The work is described in the Proceedings of the National Academy of Sciences.
A skyrmion is the smallest possible perturbation to a uniform magnet, a point-like region of reversed magnetization surrounded by a whirling twist of spins. These extremely small regions, along with the possibility of moving them using very little electrical current, make the materials hosting them promising candidates for high-density information storage. But the skyrmion state normally exists only at a very low and narrow temperature range. For example, in the compound Chu and colleagues studied, the skyrmion state normally exists only within a narrow temperature range of about 3 Kelvin degrees, between 55 K and 58.5 K (between -360.7 Fahrenheit and -354.4 Fahrenheit). That makes it impractical for most applications.

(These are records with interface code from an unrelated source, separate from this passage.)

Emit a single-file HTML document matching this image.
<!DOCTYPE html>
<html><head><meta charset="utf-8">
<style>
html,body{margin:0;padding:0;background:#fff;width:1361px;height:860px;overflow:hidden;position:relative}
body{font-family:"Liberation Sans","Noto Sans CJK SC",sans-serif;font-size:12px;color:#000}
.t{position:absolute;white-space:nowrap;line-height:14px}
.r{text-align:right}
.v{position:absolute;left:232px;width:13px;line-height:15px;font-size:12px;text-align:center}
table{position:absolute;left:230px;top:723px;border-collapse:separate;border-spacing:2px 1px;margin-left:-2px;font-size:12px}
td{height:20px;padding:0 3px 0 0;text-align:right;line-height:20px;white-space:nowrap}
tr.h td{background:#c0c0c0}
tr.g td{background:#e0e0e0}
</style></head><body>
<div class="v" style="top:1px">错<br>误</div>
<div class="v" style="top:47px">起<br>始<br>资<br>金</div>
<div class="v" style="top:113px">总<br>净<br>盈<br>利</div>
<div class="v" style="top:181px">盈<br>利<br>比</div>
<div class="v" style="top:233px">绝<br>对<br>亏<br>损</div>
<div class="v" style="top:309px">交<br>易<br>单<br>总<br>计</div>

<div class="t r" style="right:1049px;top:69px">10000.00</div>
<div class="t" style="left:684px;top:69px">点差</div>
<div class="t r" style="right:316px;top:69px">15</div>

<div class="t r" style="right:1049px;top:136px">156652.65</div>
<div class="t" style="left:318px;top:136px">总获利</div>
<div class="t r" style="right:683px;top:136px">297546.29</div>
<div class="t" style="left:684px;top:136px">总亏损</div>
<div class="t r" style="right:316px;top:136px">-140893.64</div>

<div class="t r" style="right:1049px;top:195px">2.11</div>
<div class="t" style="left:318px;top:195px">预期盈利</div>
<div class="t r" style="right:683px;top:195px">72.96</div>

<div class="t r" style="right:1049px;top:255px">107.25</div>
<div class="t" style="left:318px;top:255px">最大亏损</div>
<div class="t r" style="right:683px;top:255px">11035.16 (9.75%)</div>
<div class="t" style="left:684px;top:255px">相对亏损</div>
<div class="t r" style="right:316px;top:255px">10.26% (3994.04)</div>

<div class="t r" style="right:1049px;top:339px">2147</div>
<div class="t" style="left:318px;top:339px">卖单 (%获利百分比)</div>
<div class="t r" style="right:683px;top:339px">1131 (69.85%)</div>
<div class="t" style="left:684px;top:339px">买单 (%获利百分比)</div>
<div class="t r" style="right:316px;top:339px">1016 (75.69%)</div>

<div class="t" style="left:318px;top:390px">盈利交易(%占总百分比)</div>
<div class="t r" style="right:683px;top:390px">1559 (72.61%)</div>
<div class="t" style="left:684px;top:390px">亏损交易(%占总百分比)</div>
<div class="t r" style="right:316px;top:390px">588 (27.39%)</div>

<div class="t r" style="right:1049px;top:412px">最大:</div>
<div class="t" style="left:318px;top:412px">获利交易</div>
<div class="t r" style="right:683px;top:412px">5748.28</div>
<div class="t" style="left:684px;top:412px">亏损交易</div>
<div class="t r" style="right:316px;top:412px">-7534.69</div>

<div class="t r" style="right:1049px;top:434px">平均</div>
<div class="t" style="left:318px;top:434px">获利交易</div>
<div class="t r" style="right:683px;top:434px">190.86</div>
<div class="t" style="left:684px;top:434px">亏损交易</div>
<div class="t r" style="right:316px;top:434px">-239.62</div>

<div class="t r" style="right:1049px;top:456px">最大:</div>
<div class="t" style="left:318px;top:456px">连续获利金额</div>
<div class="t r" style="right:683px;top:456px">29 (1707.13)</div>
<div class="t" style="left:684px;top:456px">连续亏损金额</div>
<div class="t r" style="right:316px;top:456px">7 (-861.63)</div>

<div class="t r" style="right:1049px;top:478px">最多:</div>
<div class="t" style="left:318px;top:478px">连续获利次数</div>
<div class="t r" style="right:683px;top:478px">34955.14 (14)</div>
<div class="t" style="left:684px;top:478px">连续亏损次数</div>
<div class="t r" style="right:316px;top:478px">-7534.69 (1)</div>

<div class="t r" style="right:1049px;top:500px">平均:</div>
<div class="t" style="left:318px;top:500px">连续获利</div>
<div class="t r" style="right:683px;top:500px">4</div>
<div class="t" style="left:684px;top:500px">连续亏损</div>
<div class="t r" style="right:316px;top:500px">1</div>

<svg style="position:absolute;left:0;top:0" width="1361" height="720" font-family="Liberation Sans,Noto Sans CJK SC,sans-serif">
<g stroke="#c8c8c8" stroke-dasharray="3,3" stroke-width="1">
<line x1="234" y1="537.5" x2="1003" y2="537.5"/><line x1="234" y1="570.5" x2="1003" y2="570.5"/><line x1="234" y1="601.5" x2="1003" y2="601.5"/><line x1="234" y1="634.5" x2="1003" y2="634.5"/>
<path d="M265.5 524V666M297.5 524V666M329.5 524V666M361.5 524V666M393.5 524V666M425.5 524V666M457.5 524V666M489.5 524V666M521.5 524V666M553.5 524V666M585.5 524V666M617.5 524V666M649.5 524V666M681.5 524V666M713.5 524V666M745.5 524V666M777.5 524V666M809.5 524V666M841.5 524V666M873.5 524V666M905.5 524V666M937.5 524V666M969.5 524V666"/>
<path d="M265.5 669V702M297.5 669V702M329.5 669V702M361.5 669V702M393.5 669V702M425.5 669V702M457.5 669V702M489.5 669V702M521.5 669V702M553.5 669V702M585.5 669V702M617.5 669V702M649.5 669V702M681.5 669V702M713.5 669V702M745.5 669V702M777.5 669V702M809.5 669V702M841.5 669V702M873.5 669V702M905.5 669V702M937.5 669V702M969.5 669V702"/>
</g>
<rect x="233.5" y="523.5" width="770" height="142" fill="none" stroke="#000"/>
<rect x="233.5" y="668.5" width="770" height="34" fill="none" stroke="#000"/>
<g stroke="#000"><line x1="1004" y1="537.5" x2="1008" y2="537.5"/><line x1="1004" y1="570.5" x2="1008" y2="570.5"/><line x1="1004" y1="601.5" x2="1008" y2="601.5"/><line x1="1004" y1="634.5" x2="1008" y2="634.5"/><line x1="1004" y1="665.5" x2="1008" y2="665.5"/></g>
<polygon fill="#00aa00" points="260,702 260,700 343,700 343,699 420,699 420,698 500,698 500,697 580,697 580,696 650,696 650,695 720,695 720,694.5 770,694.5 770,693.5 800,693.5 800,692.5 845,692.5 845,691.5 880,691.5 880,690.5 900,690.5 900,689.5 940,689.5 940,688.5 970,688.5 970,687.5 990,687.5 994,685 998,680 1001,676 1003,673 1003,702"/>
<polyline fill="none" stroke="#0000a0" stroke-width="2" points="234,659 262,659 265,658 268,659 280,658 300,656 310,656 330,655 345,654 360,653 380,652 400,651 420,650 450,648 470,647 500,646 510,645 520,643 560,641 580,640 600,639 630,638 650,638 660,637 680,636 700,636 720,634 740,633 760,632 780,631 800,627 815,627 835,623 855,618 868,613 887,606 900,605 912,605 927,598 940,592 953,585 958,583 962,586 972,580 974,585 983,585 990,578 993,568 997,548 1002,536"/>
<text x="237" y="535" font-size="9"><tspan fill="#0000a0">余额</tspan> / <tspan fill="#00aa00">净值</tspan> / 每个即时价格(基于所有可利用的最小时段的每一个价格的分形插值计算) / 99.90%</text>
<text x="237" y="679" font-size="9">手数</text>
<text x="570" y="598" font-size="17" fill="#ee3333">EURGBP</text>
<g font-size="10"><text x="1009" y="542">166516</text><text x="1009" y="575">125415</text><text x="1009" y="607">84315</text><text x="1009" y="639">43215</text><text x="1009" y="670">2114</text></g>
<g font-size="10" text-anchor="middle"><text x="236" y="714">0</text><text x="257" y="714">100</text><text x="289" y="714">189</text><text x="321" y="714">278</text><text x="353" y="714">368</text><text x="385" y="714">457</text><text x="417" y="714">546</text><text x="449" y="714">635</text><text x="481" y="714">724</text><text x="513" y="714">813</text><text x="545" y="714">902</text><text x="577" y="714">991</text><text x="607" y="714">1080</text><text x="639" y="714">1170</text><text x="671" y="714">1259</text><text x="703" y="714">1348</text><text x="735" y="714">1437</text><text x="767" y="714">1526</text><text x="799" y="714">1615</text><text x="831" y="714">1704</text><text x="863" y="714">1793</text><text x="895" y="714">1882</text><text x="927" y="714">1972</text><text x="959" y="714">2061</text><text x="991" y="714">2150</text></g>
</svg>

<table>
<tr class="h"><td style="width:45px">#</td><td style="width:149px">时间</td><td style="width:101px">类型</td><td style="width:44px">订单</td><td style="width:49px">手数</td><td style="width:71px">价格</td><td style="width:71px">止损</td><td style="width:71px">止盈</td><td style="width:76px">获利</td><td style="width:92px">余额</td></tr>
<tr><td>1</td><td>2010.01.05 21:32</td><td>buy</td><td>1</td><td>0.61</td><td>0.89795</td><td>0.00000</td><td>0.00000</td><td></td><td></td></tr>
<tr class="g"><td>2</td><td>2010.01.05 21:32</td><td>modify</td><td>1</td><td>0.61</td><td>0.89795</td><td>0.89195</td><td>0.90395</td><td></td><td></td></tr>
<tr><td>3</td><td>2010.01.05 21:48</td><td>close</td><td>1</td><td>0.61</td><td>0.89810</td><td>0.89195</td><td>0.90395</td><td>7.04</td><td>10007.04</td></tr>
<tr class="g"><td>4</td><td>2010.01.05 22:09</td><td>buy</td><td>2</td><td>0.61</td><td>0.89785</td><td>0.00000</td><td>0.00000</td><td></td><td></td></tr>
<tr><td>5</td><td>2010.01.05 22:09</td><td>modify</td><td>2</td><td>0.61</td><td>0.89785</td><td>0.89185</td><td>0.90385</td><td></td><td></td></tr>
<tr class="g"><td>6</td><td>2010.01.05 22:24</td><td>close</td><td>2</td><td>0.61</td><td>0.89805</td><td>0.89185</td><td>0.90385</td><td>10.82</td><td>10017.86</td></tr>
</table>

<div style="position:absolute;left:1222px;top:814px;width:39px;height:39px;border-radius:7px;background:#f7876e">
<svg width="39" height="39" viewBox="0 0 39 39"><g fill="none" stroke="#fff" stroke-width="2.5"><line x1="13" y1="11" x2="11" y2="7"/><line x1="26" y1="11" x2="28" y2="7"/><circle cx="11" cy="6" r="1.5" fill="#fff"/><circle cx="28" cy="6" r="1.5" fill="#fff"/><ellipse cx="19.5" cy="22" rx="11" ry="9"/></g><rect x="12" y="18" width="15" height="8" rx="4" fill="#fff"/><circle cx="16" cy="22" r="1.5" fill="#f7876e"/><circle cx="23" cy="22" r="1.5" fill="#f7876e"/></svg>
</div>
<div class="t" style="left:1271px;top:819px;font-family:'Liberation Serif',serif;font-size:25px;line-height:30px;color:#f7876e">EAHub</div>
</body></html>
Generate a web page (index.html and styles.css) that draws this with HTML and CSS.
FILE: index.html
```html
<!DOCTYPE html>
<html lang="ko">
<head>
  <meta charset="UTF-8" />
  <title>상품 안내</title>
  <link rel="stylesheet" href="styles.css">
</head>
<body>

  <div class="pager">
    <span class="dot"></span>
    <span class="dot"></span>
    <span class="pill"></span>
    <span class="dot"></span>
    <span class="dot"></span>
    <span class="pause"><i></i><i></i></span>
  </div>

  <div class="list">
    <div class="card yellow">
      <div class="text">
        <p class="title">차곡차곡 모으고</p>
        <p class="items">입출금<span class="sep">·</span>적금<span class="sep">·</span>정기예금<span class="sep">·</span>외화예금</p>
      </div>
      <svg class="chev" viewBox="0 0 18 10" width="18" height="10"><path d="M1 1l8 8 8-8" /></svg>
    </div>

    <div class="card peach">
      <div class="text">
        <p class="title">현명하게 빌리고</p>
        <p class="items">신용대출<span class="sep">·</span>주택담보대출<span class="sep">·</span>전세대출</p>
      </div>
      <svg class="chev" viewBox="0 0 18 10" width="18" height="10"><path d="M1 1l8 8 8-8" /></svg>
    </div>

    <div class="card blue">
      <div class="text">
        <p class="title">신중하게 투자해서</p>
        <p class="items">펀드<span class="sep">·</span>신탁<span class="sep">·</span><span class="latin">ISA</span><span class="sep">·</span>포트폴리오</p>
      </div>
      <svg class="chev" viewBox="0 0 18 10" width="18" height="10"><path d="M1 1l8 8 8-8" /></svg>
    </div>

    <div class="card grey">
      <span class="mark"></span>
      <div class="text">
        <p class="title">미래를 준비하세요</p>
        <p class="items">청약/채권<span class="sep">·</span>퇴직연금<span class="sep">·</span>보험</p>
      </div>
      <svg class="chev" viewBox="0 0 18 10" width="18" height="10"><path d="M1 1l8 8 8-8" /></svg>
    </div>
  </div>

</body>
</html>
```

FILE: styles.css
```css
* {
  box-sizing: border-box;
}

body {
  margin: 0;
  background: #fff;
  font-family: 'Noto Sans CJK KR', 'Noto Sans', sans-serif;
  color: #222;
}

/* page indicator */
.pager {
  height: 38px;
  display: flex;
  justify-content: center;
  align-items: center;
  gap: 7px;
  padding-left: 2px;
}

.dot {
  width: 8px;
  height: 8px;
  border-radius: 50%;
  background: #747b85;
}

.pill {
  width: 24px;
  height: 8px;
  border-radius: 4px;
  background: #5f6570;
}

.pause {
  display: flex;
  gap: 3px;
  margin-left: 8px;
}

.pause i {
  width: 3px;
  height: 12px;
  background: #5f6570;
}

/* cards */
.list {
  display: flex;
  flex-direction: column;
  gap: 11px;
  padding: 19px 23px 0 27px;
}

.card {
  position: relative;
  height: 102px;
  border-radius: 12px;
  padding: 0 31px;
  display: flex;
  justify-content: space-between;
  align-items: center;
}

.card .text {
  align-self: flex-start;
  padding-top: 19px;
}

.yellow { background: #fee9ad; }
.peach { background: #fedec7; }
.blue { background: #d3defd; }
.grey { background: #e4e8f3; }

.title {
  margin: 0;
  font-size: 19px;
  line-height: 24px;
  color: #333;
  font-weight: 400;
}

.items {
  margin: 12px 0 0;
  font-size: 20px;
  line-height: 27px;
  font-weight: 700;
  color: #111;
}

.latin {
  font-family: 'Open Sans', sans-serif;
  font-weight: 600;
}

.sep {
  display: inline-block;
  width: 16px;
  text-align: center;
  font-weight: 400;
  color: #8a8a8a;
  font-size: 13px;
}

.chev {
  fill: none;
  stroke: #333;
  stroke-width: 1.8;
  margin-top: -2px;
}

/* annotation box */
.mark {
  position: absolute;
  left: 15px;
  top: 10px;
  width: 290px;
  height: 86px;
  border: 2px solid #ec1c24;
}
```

Working with a copper oxyselenide compound, Chu said the researchers were able to dramatically expand the temperature range at which the skyrmion state exists, up to to 300 degrees Kelvin, or about 80 degrees Fahrenheit, near room temperature. First author Liangzi Deng said they successfully detected the state at room temperature for the first time under 8 gigapascals, or GPa, of pressure, using a special technique he and colleagues developed. Deng is a researcher with the Texas Center for Superconductivity at UH (TcSUH).
Chu, the corresponding author for the work, said researchers also found that the copper oxyselenide compound undergoes different structural-phase transitions with increasing pressure, suggesting the possibility that the skyrmion state is more ubiquitous than previously thought.
“Our results suggest the insensitivity of the skyrmions to the underlying crystal lattices. More skyrmion material may be found in other compounds, as well,” Chu said.
The work suggests the pressure required to maintain the skyrmion state in the copper oxyselenide compound could be replicated chemically, allowing it to work under ambient pressure, another important requirement for potential commercial applications. That has some analogies to work Chu and his colleagues did with high-temperature superconductivity, announcing in 1987 that they had stabilized high-temperature superconductivity in YBCO (yttrium, barium, copper, and oxygen) by replacing ions in the compound with smaller isovalent ions.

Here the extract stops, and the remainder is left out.